*What you will do*
The required output consists solely of the lines from the top of the listing through the line containing "import React from", transcribed exactly.

*Data shown*
##############################

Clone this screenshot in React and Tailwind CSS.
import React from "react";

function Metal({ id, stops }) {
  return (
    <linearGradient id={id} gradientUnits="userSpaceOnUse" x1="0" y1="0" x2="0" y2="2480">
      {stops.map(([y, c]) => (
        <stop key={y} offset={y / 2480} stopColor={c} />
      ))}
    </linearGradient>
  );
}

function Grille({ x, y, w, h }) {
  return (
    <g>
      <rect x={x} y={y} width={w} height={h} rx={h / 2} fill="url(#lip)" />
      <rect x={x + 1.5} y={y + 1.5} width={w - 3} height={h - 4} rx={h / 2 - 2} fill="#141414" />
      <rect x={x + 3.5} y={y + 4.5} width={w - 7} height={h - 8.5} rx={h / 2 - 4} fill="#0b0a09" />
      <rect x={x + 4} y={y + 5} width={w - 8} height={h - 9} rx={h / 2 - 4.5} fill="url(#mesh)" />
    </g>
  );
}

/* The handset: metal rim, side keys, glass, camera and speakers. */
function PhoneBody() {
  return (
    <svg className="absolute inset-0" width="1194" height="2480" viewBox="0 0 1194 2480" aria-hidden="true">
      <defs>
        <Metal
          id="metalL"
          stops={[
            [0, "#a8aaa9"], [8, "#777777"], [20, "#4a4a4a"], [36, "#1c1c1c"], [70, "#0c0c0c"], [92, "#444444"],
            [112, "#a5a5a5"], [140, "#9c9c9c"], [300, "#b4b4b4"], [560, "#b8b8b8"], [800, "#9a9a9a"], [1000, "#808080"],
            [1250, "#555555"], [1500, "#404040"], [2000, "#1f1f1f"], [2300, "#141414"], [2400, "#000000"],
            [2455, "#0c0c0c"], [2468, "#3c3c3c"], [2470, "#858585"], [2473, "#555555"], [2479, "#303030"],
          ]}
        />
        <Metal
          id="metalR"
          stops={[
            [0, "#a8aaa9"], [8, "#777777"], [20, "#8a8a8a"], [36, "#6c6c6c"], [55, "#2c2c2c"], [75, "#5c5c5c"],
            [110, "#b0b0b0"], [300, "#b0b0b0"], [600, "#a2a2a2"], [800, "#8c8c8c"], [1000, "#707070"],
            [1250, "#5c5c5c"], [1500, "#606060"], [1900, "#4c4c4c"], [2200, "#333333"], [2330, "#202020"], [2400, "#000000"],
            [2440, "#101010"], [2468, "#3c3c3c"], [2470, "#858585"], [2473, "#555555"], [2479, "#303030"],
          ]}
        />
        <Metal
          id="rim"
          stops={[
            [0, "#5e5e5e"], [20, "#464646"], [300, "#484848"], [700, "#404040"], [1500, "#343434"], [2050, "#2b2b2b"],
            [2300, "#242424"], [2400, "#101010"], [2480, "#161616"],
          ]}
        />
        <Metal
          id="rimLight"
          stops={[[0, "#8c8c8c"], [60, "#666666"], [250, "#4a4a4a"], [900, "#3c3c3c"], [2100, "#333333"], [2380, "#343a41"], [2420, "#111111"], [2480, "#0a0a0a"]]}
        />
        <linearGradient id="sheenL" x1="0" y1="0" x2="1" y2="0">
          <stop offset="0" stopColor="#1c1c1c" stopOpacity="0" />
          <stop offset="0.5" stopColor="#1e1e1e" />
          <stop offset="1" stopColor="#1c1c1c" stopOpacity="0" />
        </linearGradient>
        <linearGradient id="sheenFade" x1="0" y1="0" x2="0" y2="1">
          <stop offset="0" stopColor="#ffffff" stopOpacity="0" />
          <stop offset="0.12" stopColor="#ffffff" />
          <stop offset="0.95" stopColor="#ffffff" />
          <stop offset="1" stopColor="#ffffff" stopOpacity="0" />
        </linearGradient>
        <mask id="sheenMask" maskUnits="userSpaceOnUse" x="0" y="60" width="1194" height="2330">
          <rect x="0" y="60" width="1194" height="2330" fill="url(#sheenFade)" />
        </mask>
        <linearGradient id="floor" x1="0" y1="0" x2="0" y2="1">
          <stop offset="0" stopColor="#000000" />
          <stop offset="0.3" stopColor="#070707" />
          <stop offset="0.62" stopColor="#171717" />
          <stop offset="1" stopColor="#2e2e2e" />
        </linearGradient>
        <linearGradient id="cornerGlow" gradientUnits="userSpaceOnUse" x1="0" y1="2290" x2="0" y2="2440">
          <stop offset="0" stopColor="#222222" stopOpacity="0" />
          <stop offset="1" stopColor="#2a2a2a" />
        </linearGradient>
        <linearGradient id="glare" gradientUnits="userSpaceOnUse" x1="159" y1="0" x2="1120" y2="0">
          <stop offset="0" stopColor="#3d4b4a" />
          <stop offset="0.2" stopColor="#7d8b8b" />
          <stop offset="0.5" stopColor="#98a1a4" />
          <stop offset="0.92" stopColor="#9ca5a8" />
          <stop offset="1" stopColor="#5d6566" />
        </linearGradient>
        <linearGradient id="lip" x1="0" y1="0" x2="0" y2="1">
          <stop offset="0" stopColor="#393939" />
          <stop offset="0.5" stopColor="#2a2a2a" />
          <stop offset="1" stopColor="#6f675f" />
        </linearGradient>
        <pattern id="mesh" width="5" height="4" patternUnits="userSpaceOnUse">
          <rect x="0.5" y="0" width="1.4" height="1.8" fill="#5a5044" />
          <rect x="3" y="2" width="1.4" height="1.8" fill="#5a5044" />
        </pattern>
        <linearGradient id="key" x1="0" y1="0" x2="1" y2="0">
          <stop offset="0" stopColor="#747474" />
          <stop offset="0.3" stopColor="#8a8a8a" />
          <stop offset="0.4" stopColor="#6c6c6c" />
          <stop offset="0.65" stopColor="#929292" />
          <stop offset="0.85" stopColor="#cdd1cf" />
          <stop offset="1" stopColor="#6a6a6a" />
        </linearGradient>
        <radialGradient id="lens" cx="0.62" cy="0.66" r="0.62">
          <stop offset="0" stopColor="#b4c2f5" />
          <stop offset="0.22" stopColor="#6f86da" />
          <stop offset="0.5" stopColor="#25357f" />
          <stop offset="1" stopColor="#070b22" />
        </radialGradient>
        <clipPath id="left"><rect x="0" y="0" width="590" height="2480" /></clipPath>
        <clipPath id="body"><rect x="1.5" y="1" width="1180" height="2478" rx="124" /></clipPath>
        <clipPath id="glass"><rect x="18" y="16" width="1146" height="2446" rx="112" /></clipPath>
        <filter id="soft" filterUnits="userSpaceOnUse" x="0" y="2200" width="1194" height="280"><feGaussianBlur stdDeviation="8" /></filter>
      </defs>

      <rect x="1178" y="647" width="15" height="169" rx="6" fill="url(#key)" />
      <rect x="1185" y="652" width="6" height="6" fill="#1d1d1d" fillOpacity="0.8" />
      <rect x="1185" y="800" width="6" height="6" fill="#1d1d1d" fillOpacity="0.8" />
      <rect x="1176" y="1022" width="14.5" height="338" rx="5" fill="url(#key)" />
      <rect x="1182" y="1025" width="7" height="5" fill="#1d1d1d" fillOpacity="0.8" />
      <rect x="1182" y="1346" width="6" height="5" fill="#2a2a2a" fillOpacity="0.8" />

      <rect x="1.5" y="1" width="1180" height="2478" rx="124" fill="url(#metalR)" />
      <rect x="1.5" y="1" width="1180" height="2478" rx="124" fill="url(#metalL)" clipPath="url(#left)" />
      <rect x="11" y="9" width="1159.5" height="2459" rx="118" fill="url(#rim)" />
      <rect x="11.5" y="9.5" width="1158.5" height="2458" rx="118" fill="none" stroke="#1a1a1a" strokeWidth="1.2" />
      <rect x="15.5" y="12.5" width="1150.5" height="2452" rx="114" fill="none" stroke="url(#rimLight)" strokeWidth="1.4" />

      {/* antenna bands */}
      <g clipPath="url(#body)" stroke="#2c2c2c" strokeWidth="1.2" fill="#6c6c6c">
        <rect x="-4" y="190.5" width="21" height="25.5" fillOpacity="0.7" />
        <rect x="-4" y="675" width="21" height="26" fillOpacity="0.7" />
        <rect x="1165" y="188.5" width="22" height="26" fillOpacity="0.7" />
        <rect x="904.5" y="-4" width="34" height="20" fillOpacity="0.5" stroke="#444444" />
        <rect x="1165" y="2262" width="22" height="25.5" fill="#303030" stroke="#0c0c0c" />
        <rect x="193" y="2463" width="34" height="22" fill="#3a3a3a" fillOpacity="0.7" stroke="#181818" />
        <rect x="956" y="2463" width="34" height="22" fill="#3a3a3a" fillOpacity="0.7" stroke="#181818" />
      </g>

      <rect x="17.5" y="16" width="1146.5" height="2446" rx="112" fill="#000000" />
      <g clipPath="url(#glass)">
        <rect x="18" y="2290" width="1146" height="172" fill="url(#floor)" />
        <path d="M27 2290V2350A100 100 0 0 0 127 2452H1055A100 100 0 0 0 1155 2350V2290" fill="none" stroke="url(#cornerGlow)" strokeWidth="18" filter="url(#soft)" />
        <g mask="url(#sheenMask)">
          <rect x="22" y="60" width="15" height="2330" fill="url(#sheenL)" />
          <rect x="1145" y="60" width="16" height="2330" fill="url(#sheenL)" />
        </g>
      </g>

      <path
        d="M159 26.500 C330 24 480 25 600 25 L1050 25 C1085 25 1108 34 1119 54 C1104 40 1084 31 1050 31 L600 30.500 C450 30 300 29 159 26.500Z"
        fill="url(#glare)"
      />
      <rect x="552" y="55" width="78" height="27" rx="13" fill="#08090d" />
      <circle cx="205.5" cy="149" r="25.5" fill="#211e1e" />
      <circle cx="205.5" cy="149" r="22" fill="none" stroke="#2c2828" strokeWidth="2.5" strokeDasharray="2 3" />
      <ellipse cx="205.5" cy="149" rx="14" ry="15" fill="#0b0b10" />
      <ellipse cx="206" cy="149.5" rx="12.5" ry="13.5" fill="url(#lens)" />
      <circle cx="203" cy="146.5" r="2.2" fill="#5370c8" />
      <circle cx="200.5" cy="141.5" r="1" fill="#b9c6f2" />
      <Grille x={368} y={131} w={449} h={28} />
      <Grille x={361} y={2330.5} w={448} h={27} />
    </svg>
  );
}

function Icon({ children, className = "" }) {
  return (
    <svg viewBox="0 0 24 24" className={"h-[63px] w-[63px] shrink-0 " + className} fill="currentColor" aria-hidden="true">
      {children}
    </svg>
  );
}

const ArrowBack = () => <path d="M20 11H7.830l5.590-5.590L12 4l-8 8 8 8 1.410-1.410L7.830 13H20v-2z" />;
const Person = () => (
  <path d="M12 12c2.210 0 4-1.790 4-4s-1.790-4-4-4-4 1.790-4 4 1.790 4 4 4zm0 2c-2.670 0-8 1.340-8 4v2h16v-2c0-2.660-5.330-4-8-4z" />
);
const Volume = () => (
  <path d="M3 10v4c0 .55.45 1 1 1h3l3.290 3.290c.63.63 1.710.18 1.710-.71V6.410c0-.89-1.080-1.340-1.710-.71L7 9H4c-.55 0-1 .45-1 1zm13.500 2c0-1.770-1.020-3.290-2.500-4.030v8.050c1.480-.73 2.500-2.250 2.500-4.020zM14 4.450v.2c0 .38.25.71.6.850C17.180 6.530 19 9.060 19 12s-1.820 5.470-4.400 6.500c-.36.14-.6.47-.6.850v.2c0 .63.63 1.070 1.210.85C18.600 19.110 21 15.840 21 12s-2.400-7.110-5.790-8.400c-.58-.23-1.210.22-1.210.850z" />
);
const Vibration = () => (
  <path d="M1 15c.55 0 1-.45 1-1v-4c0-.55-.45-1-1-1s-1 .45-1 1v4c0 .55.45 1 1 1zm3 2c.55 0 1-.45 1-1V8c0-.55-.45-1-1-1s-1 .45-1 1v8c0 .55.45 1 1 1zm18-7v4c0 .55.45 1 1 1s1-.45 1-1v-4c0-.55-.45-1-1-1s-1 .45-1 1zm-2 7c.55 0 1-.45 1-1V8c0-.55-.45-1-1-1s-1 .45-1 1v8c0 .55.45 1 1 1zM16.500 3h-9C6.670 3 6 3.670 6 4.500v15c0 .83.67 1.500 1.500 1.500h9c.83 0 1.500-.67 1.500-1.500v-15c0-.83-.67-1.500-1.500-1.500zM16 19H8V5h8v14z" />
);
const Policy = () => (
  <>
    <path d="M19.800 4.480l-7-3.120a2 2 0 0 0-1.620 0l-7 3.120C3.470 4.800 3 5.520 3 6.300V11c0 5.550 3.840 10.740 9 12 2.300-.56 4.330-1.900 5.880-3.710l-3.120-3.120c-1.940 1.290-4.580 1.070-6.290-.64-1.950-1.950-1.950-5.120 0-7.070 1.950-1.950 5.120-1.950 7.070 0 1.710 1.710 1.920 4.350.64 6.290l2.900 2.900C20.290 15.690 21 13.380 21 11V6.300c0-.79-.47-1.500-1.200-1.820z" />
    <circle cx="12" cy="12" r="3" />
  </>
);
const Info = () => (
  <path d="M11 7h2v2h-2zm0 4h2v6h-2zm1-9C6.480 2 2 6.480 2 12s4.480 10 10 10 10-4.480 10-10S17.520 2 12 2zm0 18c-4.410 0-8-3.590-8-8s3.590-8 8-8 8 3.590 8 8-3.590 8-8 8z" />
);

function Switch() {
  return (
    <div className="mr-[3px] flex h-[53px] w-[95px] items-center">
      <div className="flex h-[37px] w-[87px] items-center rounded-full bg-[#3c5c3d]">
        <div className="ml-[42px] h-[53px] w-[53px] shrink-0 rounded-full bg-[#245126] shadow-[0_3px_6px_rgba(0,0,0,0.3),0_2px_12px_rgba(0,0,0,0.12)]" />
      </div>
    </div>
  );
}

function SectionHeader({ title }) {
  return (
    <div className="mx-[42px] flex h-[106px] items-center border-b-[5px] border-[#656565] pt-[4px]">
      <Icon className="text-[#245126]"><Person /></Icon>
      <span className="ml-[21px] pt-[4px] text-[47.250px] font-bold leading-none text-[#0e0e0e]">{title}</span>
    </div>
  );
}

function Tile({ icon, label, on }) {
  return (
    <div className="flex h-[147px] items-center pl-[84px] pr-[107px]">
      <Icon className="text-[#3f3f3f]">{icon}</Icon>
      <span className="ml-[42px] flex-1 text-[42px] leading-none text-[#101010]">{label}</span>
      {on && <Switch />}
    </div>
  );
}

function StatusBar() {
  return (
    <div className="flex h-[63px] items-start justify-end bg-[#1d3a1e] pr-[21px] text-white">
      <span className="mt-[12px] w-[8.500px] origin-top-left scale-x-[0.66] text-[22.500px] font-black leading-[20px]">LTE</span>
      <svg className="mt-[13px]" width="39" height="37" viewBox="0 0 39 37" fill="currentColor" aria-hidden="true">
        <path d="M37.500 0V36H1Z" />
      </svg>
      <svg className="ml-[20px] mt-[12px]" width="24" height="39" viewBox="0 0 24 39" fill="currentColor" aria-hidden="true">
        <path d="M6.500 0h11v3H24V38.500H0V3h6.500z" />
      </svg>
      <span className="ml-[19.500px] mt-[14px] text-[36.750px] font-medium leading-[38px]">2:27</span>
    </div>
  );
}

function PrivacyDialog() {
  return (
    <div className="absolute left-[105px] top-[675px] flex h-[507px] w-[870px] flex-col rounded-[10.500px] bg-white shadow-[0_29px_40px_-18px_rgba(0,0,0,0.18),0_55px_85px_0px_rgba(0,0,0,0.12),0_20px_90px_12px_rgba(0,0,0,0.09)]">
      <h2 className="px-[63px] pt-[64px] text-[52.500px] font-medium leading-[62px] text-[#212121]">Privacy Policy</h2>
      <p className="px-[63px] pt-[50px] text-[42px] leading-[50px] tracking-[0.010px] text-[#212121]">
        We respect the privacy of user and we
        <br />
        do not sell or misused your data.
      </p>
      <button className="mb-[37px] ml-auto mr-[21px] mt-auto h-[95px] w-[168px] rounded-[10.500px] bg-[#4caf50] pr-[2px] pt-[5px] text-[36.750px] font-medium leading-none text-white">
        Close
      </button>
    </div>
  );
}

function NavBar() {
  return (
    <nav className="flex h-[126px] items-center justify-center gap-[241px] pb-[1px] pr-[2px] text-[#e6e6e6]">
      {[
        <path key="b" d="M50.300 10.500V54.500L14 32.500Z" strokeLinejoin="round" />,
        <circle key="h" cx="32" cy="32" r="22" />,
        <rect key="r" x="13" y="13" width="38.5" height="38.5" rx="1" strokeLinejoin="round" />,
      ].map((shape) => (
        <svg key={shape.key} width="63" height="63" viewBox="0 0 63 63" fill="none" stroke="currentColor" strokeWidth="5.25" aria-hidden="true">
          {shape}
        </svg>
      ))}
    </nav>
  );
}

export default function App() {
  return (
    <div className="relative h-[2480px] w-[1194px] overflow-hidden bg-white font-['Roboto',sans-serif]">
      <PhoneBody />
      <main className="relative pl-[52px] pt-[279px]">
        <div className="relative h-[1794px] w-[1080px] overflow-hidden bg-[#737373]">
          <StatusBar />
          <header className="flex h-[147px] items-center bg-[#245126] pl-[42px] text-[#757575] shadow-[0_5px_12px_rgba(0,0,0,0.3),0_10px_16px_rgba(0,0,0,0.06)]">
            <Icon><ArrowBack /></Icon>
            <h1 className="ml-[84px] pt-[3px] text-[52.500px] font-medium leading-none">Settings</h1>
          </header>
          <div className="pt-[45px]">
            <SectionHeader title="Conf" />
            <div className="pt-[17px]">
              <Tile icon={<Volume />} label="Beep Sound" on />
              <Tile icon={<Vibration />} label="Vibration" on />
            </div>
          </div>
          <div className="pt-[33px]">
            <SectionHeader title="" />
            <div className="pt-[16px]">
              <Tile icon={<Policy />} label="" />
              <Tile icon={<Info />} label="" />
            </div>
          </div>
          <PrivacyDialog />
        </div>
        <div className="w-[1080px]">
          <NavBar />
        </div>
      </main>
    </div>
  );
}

##############################

*The result*
Clone this screenshot in React and Tailwind CSS.
import React from "react";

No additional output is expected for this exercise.